A cry of women within

What is that noise?

SEYTON
It is the cry of women, my good lord.

Exit

MACBETH
I have almost forgot the taste of fears;
The time has been, my senses would have cool’d
To hear a night-shriek; and my fell of hair
Would at a dismal treatise rouse and stir
As life were in’t: I have supp’d full with horrors;
Direness, familiar to my slaughterous thoughts
Cannot once start me.

Re-enter SEYTON

Wherefore was that cry?

SEYTON
The queen, my lord, is dead.

MACBETH
She should have died hereafter;
There would have been a time for such a word.
To-morrow, and to-morrow, and to-morrow,
Creeps in this petty pace from day to day
To the last syllable of recorded time,
And all our yesterdays have lighted fools
The way to dusty death. Out, out, brief candle!
Life’s but a walking shadow, a poor player
That struts and frets his hour upon the stage
And then is heard no more: it is a tale
Told by an idiot, full of sound and fury,
Signifying nothing.

Enter a Messenger

Thou comest to use thy tongue; thy story quickly.

Messenger
Gracious my lord,
I should report that which I say I saw,
But know not how to do it.

MACBETH
Well, say, sir.

Messenger
As I did stand my watch upon the hill,
I look’d toward Birnam, and anon, methought,
The wood began to move.

MACBETH
Liar and slave!

Messenger
Let me endure your wrath, if’t be not so:
Within this three mile may you see it coming;
I say, a moving grove.

MACBETH
If thou speak’st false,
Upon the next tree shalt thou hang alive,
Till famine cling thee: if thy speech be sooth,
I care not if thou dost for me as much.
I pull in resolution, and begin
To doubt the equivocation of the fiend
That lies like truth: ‘Fear not, till Birnam wood
Do come to Dunsinane:’ and now a wood
Comes toward Dunsinane. Arm, arm, and out!
If this which he avouches does appear,
There is nor flying hence nor tarrying here.
I gin to be aweary of the sun,
And wish the estate o’ the world were now undone.
Ring the alarum-bell! Blow, wind! come, wrack!
At least we’ll die with harness on our back.

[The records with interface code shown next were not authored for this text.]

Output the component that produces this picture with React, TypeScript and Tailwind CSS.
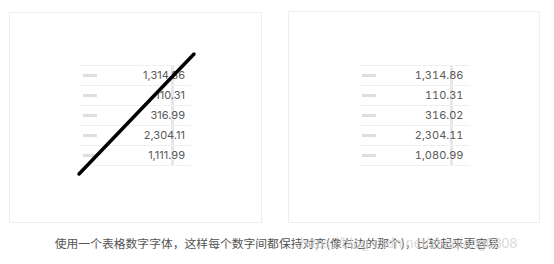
import React from "react";

const left = ["1,314.86", "110.31", "316.99", "2,304.11", "1,111.99"];
const right = ["1,314.86", "110.31", "316.02", "2,304.11", "1,080.99"];

function NumTable({ rows, tabular }: { rows: string[]; tabular: boolean }) {
  return (
    <div className="relative mx-auto w-[111px] border-b border-[#f0f0f0]">
      {/* alignment guide */}
      <div className="absolute left-[91px] top-0 bottom-0 w-[3px] bg-[#e6e6ec]" />
      {rows.map((r, i) => (
        <div
          key={i}
          className="relative flex h-[20px] items-center justify-between border-t border-[#f0f0f0] pl-[3px] pr-[6px]"
        >
          <span className="h-[3px] w-[14px] bg-[#dedede]" />
          <span
            className={
              "font-['Inter',sans-serif] text-[11px] text-[#5a5a5a] " +
              (tabular ? "tabular-nums" : "")
            }
          >
            {r}
          </span>
        </div>
      ))}
    </div>
  );
}

export default function App() {
  return (
    <div className="relative h-[264px] w-[554px] overflow-hidden bg-white">
      <div className="flex gap-[26px] pl-[9px] pt-[11px]">
        <div className="relative mt-[1px] h-[211px] w-[253px] border border-[#eeeeee] pt-[52px]">
          <NumTable rows={left} tabular={false} />
          <svg
            className="absolute left-0 top-0"
            width="253"
            height="211"
            viewBox="0 0 253 211"
          >
            <line x1="184" y1="41" x2="69" y2="161" stroke="#000" strokeWidth="3.5" strokeLinecap="round" />
          </svg>
        </div>
        <div className="relative h-[212px] w-[252px] border border-[#eeeeee] pt-[53px]">
          <NumTable rows={right} tabular={true} />
        </div>
      </div>

      <p className="mt-[11px] text-center font-['Noto_Sans_CJK_SC',sans-serif] text-[11.8px] text-[#555]">
        使用一个表格数字字体，这样每个数字间都保持对齐(像右边的那个)，比较起来更容易
      </p>
      {/* watermark */}
      <span className="absolute left-[300px] top-[233px] font-['Liberation_Sans',sans-serif] text-[14px] text-[#d2d2d2]/80">
        https://blog.csdn.net/zhaqiang0808
      </span>
    </div>
  );
}
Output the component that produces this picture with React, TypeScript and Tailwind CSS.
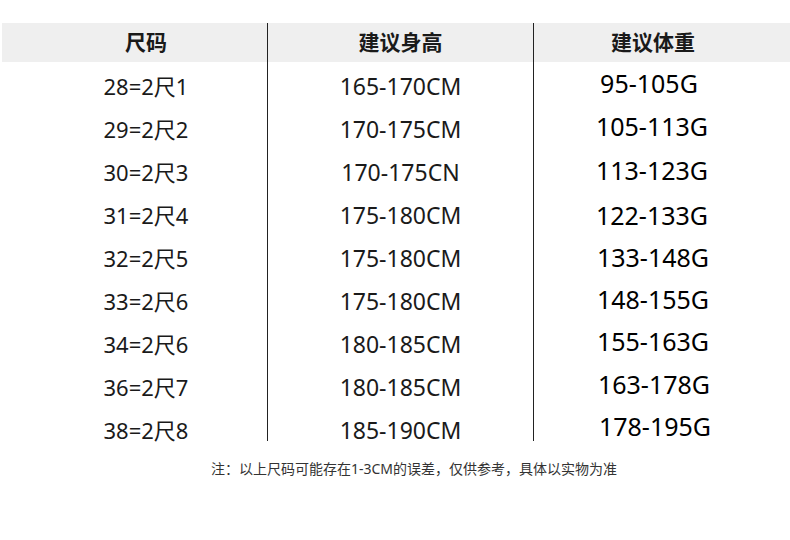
import React from "react";

const rows: { size: string; height: string; weight: string; wCls: string }[] = [
  { size: "28=2尺1", height: "165-170CM", weight: "95-105G", wCls: "mt-[-6px] ml-[-8px]" },
  { size: "29=2尺2", height: "170-175CM", weight: "105-113G", wCls: "mt-[-6px] ml-[-2px]" },
  { size: "30=2尺3", height: "170-175CN", weight: "113-123G", wCls: "mt-[-4px] ml-[-2px]" },
  { size: "31=2尺4", height: "175-180CM", weight: "122-133G", wCls: "mt-0 ml-[-2px]" },
  { size: "32=2尺5", height: "175-180CM", weight: "133-148G", wCls: "mt-[-2px] ml-0" },
  { size: "33=2尺6", height: "175-180CM", weight: "148-155G", wCls: "mt-[-4px] ml-0" },
  { size: "34=2尺6", height: "180-185CM", weight: "155-163G", wCls: "mt-[-6px] ml-0" },
  { size: "36=2尺7", height: "180-185CM", weight: "163-178G", wCls: "mt-[-6px] ml-[2px]" },
  { size: "38=2尺8", height: "185-190CM", weight: "178-195G", wCls: "mt-[-8px] ml-[4px]" },
];

const font = { fontFamily: '"Noto Sans", "Noto Sans CJK SC", sans-serif' };

export default function App() {
  return (
    <div className="w-[790px] h-[540px] bg-white text-[#1a1a1a]" style={font}>
      <div className="pt-[23px] pl-[2px] flex">
        <div className="w-[265px] h-[418px] flex flex-col">
          <div className="h-[39px] shrink-0 bg-[#efefef] flex items-center justify-center pl-[23px] text-[21px] font-bold">
            尺码
          </div>
          <div className="pt-[3px]">
            {rows.map((r) => (
              <div key={r.size} className="h-[43px] flex items-center justify-center pl-[23px] text-[22px]">
                {r.size}
              </div>
            ))}
          </div>
        </div>
        <div className="w-[267px] h-[418px] flex flex-col border-x-[1.5px] border-[#222]">
          <div className="h-[39px] shrink-0 bg-[#efefef] flex items-center justify-center text-[21px] font-bold">
            建议身高
          </div>
          <div className="pt-[3px]">
            {rows.map((r, i) => (
              <div key={i} className="h-[43px] flex items-center justify-center text-[23px]">
                {r.height}
              </div>
            ))}
          </div>
        </div>
        <div className="flex-1 h-[418px] flex flex-col">
          <div className="h-[39px] shrink-0 bg-[#efefef] flex items-center justify-center pr-[18px] text-[21px] font-bold">
            建议体重
          </div>
          <div className="pt-[3px]">
            {rows.map((r, i) => (
              <div key={i} className="h-[43px] flex items-center justify-center pr-[18px] text-[25px] text-black">
                <span className={r.wCls}>{r.weight}</span>
              </div>
            ))}
          </div>
        </div>
      </div>
      <div className="mt-[17px] pl-[211px] text-[14px] text-[#333]">
        注：以上尺码可能存在1-3CM的误差，仅供参考，具体以实物为准
      </div>
    </div>
  );
}
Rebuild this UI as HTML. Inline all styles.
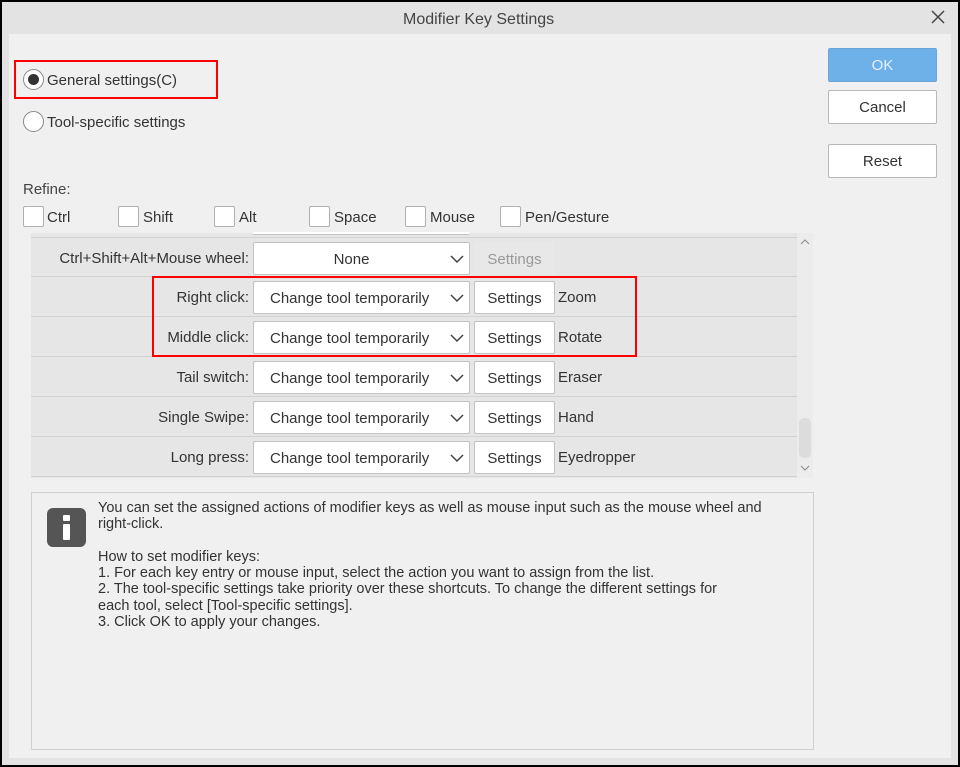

And with that last line, I swung my back to the class and walked away towards Mary Falls, waiting in the back for the scene to complete. My eyes widened as I approached her, as did hers. My arms stretched out, as did hers, and we just hugged as we squealed. I was filled with electricity and adrenaline like I’ve never felt before.

But it was when I turned back around, to face the class and my teacher, which took me to another level. I turned and saw my teacher get up as he clapped… briskly walk towards me with his hand held out… and he vigorously… shook… my hand. He shook it with a combination of excitement, pride, and (if I may say so) amazement. The class had risen to their feet with him as they continued to clap. I was so overwhelmed, it was as if I was hit in the gut and had the air knocked out of me. The emotional release of the powerful scene with the addition of how the performance was accepted by my teacher, I can’t remember what happened the rest of that day but I will always remember that moment.

I aced that mid-term. The 2nd half of the year focused on the play we’d put on for the school and community at the end of the year. I played a crotchety old man, still in love with his crotchety, old wife as they reflected upon their lives together in a play entitled “Breaking Up Is Hard To Do.”

I left high-school with a clear indication of what I loved. This was a passion greater than music or art or anything else. Above all else, THIS felt right. This fulfilled me in ways nothing else could. But I couldn’t pursue it when I left school. I had shift-work jobs that were unpredictable in the times and days I would work, preventing me from committing to any sort of community theater. When I did have set schedules, I worked too far from home to allow sufficient time in my evening to commit. Then I got the job I’m at now and learned a co-worker acted in a theater close to our job. But I couldn’t because I had the band.

I realized just last Friday that I can now do this. The time is finally right. It’s been over 10 years since I left school, though. It’s a very scary thing. But I have to do this while I still can.

So, I went to an audition at that local theater last night and for the first time in 10 years, I acted again.

It would be sad if I don’t get a part in the play, but in a way, it doesn’t matter. It wasn’t really about getting the part. It was doing it. It was going. And man, what a fucking rush. Just like the soliloquy, each time I walked off stage I was shaking and unable to focus on anything or anyone. I was totally filled with adrenaline again. There was no applause for anyone during these auditions, which I found slightly rude, but maybe that’s just the way things are there. Regardless, I found it very interesting that I could still feel this way even without any praise. It proved to me it was not about that. It’s just being up there and doing it.

As for this audition, I don’t know if I was supposed to get a call today/tonight or not. I’m waiting to get confirmation on when I would receive a call, if I were to be cast. Whatever the case may be, I am proud of myself right now and I can’t remember the last time I felt that.

Coz

Create until nothing is left to create.